The annual Economic Survey, which forms the basis of the annual Indian budget Finance Minister Arun Jaitley will present on Wednesday, said UBI was a persuasive alternative for replacing existing welfare programmes. Yet it warned about implementation risks and the potential cost to government.

"The key merit of it is that it has the potential to improve the weak targeting of current schemes," Arvind Subramanian, the ministry's chief economic adviser, told a news briefing.

Under the survey's calculation, a UBI that cuts the poverty rate to 0.5 percent of the population would cost 4 to 5 percent of GDP. The calculation presumes that the richest quarter of Indians do not get the income, because it says any programme cannot in practive strive for strict universality.

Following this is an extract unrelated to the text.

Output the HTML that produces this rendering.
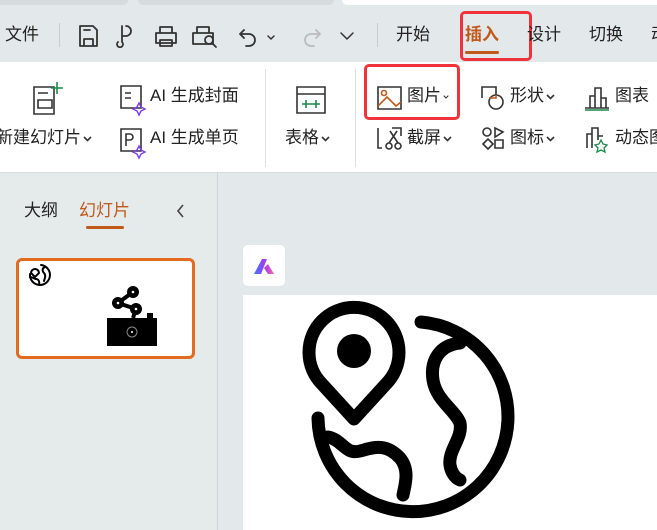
<!DOCTYPE html>
<html><head><meta charset="utf-8"><style>
*{margin:0;padding:0;box-sizing:border-box}
body{width:657px;height:530px;overflow:hidden;background:#e3e8ea;font-family:"Liberation Sans","Noto Sans CJK SC",sans-serif;position:relative;color:#222}
.a{position:absolute;white-space:nowrap}
.t{font-size:17px;line-height:22px}
.c{display:inline-block;width:9px;height:6px;margin-left:2px;vertical-align:middle}
</style></head><body>
<div class="a" style="left:0;top:0;width:128px;height:5px;background:#d6dbde;border-radius:0 0 6px 0"></div>
<div class="a" style="left:138px;top:0;width:196px;height:5px;background:#d6dbde;border-radius:0 0 6px 6px"></div>
<div class="a" style="left:342px;top:0;width:315px;height:5px;background:#fff;border-radius:0 0 0 6px"></div>
<!-- toolbar -->
<div class="a t" style="left:5px;top:24px">文件</div>
<div class="a" style="left:59px;top:23px;width:1px;height:24px;background:#c8cdd0"></div>
<svg class="a" style="left:76px;top:22px" width="290" height="28" fill="none" stroke="#333" stroke-width="1.8" stroke-linecap="round" stroke-linejoin="round">
<path d="M4 4h13l4 4v16H4z M8 24v-7h9v7 M8 8h6"/>
<path d="M50 4a5 5 0 0 1 0 10h-4v6a3 3 0 1 1-4 0 M46 14V4"/>
<path d="M84 5h12v6 M84 11V5 M80 11h20v10H80z M84 18h12v6H84z"/>
<path d="M121 5h12v6 M121 11V5 M117 11h20v11h-20z"/><circle cx="133" cy="18" r="4" stroke="#333"/><path d="M136 21l4 4" stroke="#333"/>
<path d="M168 8l-4 4 4 4 M164 12h9a6 6 0 0 1 0 12h-3"/><path d="M192 14l3 3 3-3" stroke-width="1.5"/>
<path d="M240 8l4 4-4 4 M244 12h-9a6 6 0 0 0 0 12h3" stroke="#bbb"/>
<path d="M265 11l6 6 6-6" stroke-width="1.5"/>
</svg>
<div class="a" style="left:377px;top:23px;width:1px;height:24px;background:#c8cdd0"></div>
<div class="a t" style="left:396px;top:24px">开始</div>
<div class="a t" style="left:465px;top:24px;color:#c0591a;font-weight:bold">插入</div>
<div class="a" style="left:465px;top:51px;width:34px;height:3px;background:#c0591a;border-radius:2px"></div>
<div class="a" style="left:460px;top:11px;width:72px;height:50px;border:3px solid #f0333a;border-radius:5px"></div>
<div class="a t" style="left:527px;top:24px">设计</div>
<div class="a t" style="left:589px;top:24px">切换</div>
<div class="a t" style="left:651px;top:24px">动</div>
<!-- ribbon -->
<div class="a" style="left:0;top:62px;width:657px;height:111px;background:#fff;border-bottom:1px solid #d8dcde"></div>
<svg class="a" style="left:0;top:62px" width="657" height="111" fill="none" stroke="#333" stroke-width="1.6">
<path d="M34 25h20v27H34z M38 31h10 M38 38h14v8H38z"/><path d="M57 20v12 M51 26h12" stroke="#1a8a4a"/>
<path d="M121 24h20v22h-20z M125 31h6 M125 36h6"/><path d="M139 41l2 4 4 2-4 2-2 4-2-4-4-2 4-2z" stroke="#7a3cf0" stroke-width="1.4"/>
<path d="M121 67h20v22h-20z M126 84V72h4a3 3 0 0 1 0 6h-4"/><path d="M139 84l2 4 4 2-4 2-2 4-2-4-4-2 4-2z" stroke="#7a3cf0" stroke-width="1.4"/>
<path d="M297 25h28v26h-28z M297 32h28"/><path d="M302 42h18 M306 38v8 M316 38v8" stroke="#1a8a4a"/>
<path d="M378 25h23v22h-23z"/><circle cx="384" cy="31" r="2.5" stroke="#c0591a"/><path d="M378 44l9-9 9 9 5-4" stroke="#c0591a"/>
<path d="M482 36v-11h14v8"/><circle cx="496" cy="40" r="7"/><path d="M489 36h7v-3" stroke="#c0591a"/>
<path d="M585 46h24 M590 46V34h5v12 M595 46V26h6v20 M601 46V36h5v10"/><path d="M585 48h24" stroke="#1a8a4a"/>
<path d="M378 66v20h4 M392 66h9v8"/><circle cx="389" cy="84" r="3"/><circle cx="398" cy="84" r="3"/><path d="M389 81l8-12 M398 81l-8-12"/>
<circle cx="487" cy="70" r="4"/><path d="M495 66l8 4-8 5z M483 82l5-5 5 5-5 5z M495 78h8v8h-8z"/>
<path d="M587 86V72h5v14 M592 80v-14h6v12 M598 74h5"/><path d="M601 78l2 4 4 1-3 3 1 4-4-2-4 2 1-4-3-3 4-1z" stroke="#1a8a4a" stroke-width="1.3"/>
</svg>
<div class="a t" style="left:-4px;top:127px">新建幻灯片<svg class="c" viewBox="0 0 9 6"><path d="M1 1l3.5 3.5L8 1" fill="none" stroke="#333" stroke-width="1.6"/></svg></div>
<div class="a t" style="left:150px;top:85px">AI 生成封面</div>
<div class="a t" style="left:150px;top:127px">AI 生成单页</div>
<div class="a" style="left:265px;top:69px;width:1px;height:98px;background:#dde0e2"></div>
<div class="a t" style="left:285px;top:127px">表格<svg class="c" viewBox="0 0 9 6"><path d="M1 1l3.5 3.5L8 1" fill="none" stroke="#333" stroke-width="1.6"/></svg></div>
<div class="a" style="left:355px;top:69px;width:1px;height:98px;background:#dde0e2"></div>
<div class="a t" style="left:407px;top:85px">图片<svg class="c" style="width:6px" viewBox="0 0 9 6"><path d="M1 1l3.5 3.5L8 1" fill="none" stroke="#333" stroke-width="1.6"/></svg></div>
<div class="a" style="left:364px;top:64px;width:96px;height:56px;border:3px solid #f0333a;border-radius:5px"></div>
<div class="a t" style="left:407px;top:127px">截屏<svg class="c" viewBox="0 0 9 6"><path d="M1 1l3.5 3.5L8 1" fill="none" stroke="#333" stroke-width="1.6"/></svg></div>
<div class="a t" style="left:510px;top:85px">形状<svg class="c" viewBox="0 0 9 6"><path d="M1 1l3.5 3.5L8 1" fill="none" stroke="#333" stroke-width="1.6"/></svg></div>
<div class="a t" style="left:510px;top:127px">图标<svg class="c" viewBox="0 0 9 6"><path d="M1 1l3.5 3.5L8 1" fill="none" stroke="#333" stroke-width="1.6"/></svg></div>
<div class="a t" style="left:615px;top:85px">图表</div>
<div class="a t" style="left:615px;top:127px">动态图</div>
<!-- left panel -->
<div class="a" style="left:0;top:173px;width:218px;height:357px;background:#e5eaeb;border-right:1px solid #d0d5d7"></div>
<div class="a t" style="left:24px;top:200px">大纲</div>
<div class="a t" style="left:79px;top:200px;color:#c0591a">幻灯片</div>
<div class="a" style="left:86px;top:226px;width:38px;height:3px;background:#c0591a;border-radius:2px"></div>
<svg class="a" style="left:175px;top:203px" width="10" height="16"><path d="M8 2L3 8l5 6" fill="none" stroke="#444" stroke-width="1.6"/></svg>
<div class="a" style="left:16px;top:258px;width:179px;height:101px;background:#fff;border:3px solid #e26b1f;border-radius:6px"></div>
<svg class="a" style="left:16px;top:258px" width="179" height="101">
<g fill="none" stroke="#000" stroke-width="2" stroke-linecap="round"><path d="M25 7a10 10 0 1 1-11 9"/><path d="M29 9c-3 1-3 4-1 6s1 5 0 8 M14 19c3 0 4 2 6 2s4 2 3 6"/><path d="M19 19l-4-4a4 4 0 1 1 8 0z" fill="#fff"/></g>
<rect x="91" y="60" width="50" height="28" fill="#000"/><rect x="131" y="55" width="6" height="6" fill="#000"/>
<circle cx="116" cy="74" r="5" fill="none" stroke="#888" stroke-width="1"/><circle cx="116" cy="74" r="1" fill="#fff"/>
<g fill="#000"><circle cx="117" cy="34" r="6"/><circle cx="102" cy="45" r="6"/><circle cx="120" cy="51" r="6"/></g>
<path d="M117 34L102 45L120 51L117 60" stroke="#000" stroke-width="4" fill="none"/>
<g fill="#fff"><circle cx="117" cy="34" r="1.3"/><circle cx="102" cy="45" r="1.3"/><circle cx="120" cy="51" r="1.3"/></g>
</svg>
<!-- canvas -->
<div class="a" style="left:243px;top:245px;width:42px;height:41px;background:#fff;border-radius:5px"></div>
<svg class="a" style="left:252px;top:254px" width="24" height="24"><defs><linearGradient id="g" x1="0" x2="1"><stop offset="0" stop-color="#3d7bff"/><stop offset=".5" stop-color="#9b3cf7"/><stop offset="1" stop-color="#ff5fa0"/></linearGradient></defs><path d="M2 20L10 5h5l-6 15z M12 14l4-4 6 10h-6z" fill="url(#g)"/></svg>
<div class="a" style="left:243px;top:295px;width:414px;height:235px;background:#fff"></div>
<svg class="a" style="left:0;top:0" width="657" height="530" fill="none" stroke="#000" stroke-width="13" stroke-linecap="round" stroke-linejoin="round">
<path d="M354 419L322 384A45 45 0 1 1 386 384Z"/>
<circle cx="354" cy="351" r="17" fill="#000" stroke="none"/>
<path d="M421 322A95 95 0 1 1 318 418"/>
<path d="M460 343C440 345 430 360 433 380C436 400 455 410 460 423C463 438 448 450 450 465C451 472 455 478 460 480"/>
<path d="M328 437C343 440 345 455 360 451C372 448 385 442 400 458C410 470 405 485 403 495"/>
</svg>
</body></html>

At 2011/12 prices, the basic income would amount to 5,400 rupees ($79.59) per person per year. Some economists have questioned whether payments of that size could eliminate poverty.

Tackling entrenched poverty has preoccupied policymakers since India ended colonial rule in 1947, and in the survey Subramanian said he drew on the wisdom of independence hero Mahatma Gandhi in weighing the social justice of a basic income.

HEAVY SUBSIDIES

India currently spends 3 percent of GDP on subsidies, much of them for the middle class. It pays billions of dollars for some of the world's largest welfare schemes, including cheap food for more than 800 million people and jobs for 50 million households.

"Our main fear is that Universal Basic Income is just being used to replace existing social schemes," said Reetika Khera, an economist at the Indian Institute of Technology in Delhi. "This is a system that is tried and tested and showing signs of improvement."

The survey cautioned that it was not yet advocating introduction of UBI.

A basic income risked becoming too costly, and India would need to improve identification schemes to ensure transfers reached beneficiaries, it said.

Critics of India's existing programmes say they are undermined by corruption and leakages.

Subramanian cited research showing schemes reached more people in the areas where they were least needed, because of the weak capacity of the state in less developed ones.

"The advantage of UBI is that we can get around this," he said.

Many economists expect Prime Minister Narendra Modi and his Bharatiya Janata Party to cut back on populist welfare schemes expanded under his predecessor. So far he has shown little willingness to embrace bolder structural reforms.

($1 = 67.8499 Indian rupees)

(Reporting by Tommy Wilkes; Editing by Richard Borsuk)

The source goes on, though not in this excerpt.